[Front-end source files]
——
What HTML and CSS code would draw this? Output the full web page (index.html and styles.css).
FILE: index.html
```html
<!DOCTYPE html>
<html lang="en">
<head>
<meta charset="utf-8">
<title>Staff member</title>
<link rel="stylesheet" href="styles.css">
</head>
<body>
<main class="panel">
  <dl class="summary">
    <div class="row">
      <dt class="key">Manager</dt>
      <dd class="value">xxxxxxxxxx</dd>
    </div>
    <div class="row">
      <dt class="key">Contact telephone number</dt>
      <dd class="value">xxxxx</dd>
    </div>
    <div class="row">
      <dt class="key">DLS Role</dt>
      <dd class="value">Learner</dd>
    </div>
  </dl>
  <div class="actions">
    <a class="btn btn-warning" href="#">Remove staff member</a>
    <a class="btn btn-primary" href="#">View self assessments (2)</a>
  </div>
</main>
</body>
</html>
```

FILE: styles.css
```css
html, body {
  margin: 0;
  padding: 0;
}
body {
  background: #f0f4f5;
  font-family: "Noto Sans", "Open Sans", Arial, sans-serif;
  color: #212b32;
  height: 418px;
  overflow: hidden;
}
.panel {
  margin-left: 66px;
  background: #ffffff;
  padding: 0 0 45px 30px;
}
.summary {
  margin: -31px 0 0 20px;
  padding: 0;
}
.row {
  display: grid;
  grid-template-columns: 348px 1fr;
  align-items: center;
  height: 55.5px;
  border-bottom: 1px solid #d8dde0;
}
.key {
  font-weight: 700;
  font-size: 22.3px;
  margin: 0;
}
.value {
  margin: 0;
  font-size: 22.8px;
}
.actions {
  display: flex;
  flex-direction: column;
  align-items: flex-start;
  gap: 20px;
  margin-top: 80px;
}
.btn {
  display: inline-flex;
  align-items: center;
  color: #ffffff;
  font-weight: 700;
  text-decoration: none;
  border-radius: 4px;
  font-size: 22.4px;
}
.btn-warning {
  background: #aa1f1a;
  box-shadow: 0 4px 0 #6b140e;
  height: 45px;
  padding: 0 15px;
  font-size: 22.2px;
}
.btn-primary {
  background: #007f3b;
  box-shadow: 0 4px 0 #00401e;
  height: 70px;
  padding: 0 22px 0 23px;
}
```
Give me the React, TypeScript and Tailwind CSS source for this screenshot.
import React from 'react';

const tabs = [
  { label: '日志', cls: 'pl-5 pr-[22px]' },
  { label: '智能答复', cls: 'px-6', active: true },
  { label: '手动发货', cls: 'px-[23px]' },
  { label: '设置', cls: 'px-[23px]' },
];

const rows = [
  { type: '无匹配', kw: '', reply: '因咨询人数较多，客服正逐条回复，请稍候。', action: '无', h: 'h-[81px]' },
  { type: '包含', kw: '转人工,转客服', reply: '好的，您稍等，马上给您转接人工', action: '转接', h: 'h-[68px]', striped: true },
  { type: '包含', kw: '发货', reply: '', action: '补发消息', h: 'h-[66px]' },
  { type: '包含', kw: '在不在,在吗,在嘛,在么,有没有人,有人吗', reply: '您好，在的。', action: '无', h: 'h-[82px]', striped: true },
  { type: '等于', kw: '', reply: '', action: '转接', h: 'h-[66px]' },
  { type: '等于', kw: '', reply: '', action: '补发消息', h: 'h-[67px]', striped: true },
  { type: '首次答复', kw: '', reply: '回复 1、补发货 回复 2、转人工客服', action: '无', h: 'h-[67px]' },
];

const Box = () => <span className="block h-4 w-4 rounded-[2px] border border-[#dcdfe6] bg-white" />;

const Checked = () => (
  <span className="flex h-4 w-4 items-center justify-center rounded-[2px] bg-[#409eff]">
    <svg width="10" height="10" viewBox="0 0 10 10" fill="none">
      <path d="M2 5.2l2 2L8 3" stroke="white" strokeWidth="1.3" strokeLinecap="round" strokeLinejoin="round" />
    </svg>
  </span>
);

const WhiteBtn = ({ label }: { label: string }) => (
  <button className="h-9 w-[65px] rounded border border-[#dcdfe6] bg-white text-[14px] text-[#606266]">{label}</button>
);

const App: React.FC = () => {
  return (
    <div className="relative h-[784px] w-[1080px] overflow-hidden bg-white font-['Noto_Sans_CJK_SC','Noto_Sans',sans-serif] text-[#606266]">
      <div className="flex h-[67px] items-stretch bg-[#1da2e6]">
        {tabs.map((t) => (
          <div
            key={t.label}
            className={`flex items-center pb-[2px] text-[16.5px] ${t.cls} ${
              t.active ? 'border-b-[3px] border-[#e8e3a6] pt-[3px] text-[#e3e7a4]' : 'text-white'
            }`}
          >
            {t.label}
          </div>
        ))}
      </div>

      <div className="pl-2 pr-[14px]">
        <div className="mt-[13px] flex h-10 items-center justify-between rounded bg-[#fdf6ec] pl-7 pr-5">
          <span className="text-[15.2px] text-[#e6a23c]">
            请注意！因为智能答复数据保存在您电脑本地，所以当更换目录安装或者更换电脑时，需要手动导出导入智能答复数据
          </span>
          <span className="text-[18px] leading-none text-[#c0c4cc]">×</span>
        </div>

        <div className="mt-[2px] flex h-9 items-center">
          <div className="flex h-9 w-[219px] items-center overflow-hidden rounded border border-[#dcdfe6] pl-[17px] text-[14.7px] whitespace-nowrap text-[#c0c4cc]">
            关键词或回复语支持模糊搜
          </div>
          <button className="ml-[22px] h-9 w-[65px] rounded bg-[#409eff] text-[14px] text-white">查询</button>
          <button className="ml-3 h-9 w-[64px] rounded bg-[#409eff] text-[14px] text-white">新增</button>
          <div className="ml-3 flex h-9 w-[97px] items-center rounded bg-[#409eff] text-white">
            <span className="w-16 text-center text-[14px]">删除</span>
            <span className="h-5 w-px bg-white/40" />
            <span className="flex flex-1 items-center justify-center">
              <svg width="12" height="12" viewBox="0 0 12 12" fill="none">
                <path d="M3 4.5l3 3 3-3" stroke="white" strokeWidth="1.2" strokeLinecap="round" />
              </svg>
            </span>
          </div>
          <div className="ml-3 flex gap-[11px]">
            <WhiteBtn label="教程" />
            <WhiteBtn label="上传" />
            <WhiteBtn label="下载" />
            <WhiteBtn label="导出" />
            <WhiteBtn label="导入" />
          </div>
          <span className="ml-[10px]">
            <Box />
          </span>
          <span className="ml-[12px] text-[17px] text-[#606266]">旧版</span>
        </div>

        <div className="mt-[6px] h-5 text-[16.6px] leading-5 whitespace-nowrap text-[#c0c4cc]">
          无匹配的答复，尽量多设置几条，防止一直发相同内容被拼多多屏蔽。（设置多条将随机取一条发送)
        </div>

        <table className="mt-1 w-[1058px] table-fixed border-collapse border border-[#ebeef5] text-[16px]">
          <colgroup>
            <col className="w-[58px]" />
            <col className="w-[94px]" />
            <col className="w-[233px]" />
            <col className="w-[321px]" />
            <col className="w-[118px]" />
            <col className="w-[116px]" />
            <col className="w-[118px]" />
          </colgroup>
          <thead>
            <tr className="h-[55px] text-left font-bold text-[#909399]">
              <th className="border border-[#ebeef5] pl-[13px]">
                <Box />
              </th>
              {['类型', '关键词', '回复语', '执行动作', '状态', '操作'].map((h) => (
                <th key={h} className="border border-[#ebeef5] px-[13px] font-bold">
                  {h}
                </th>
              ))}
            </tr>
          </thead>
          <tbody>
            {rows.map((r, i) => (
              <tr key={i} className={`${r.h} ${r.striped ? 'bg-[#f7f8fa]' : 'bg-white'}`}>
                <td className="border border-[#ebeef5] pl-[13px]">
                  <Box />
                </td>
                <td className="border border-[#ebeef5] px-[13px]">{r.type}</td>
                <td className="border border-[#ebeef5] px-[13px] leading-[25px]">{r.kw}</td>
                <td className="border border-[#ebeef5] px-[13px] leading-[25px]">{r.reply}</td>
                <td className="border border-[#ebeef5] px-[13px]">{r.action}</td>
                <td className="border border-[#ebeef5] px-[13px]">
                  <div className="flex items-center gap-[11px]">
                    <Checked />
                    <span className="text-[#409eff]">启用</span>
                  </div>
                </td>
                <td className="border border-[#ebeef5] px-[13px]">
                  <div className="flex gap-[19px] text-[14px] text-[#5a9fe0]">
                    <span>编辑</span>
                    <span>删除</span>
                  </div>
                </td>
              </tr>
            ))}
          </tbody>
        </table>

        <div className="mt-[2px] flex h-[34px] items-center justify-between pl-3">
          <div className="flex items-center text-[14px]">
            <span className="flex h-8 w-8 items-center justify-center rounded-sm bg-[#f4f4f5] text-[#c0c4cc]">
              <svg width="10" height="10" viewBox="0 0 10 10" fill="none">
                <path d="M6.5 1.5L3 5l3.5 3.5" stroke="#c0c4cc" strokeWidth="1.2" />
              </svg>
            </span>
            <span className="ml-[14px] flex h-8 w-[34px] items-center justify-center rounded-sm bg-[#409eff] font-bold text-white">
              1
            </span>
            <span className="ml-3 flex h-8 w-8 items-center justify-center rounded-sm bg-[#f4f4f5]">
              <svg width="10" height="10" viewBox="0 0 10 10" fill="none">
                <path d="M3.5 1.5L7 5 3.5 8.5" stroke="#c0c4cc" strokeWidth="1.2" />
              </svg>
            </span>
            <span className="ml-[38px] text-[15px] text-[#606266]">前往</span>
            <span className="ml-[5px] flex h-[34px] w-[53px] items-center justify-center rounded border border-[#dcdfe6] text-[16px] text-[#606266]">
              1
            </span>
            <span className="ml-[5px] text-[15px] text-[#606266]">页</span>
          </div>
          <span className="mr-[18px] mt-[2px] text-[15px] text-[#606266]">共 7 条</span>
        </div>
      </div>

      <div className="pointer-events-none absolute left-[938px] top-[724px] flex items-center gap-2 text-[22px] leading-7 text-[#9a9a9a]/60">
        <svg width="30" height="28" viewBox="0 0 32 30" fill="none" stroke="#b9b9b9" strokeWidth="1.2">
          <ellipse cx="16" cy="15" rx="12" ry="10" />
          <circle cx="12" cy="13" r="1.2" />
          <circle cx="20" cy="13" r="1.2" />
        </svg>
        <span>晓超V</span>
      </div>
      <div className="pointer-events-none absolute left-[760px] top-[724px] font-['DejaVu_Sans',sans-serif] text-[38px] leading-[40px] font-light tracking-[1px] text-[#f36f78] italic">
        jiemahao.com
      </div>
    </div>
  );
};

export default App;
——
**What to produce:** Look for lines containing the string "index" and copy them all.

**Answer to the exercise:**
What HTML and CSS code would draw this? Output the full web page (index.html and styles.css).
FILE: index.html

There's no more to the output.